Well, ‘inferred’ is not a guarantee, of course, but is much better than the ‘I have no idea if those two disk sectors are related’ that you get with a block device. Those inferences are used by filesystems to improve performance.

The Panasas parallel filesystem product, PanFS, is based upon Object Storage Devices (OSD). They’re essentially an early generation of CS device that had a fixed-function firmware image preloaded rather than being programmable via downloadable Containers.  That has allowed us to implement valuable performance optimisations for the filesystem as a whole, based upon the context that each OSD has for what it is storing and its ability to compute optimal strategies for storing and retrieving data.

There are of course negatives with computational storage i.e. the network architecture required to run computational storage is inherently more complex and software engineers will need to think about the number of Application Programming Interfaces (APIs) that will need to be informed. 

That is a significant challenge, to be sure. 

Remember the promises of ‘automatically parallelising compilers’, taking existing source code and automatically spreading the sequence of instructions across multiple cores, without the programmer needing to be aware of it. New languages that are inherently parallel are what it took to achieve that goal, it was intractable with then-current programming languages. There are literally billions, if not trillions, of lines of source code written to the POSIX API standard.
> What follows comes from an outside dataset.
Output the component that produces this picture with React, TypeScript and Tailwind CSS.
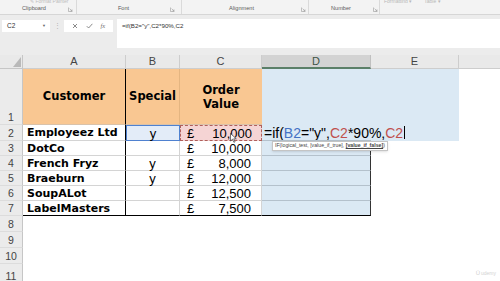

Do we think that we can transparently map those applications to use CS devices?

Kubernetes and the micro-services architectures come very close, I think, to what is needed and will be the foundation upon which CS devices are adopted and used.

Let’s stay Wild West a while

Overall, I agree that we’re early in the days of CS devices, but I think that standardisation should follow development, not precede it.  

Standardisation is inherently and unavoidably, a ‘design by committee’ proposition.  I would like to see the Wild West of CS devices exist for a while longer so that our industry can explore all the possible innovations, then standardize on the architecture that works the best.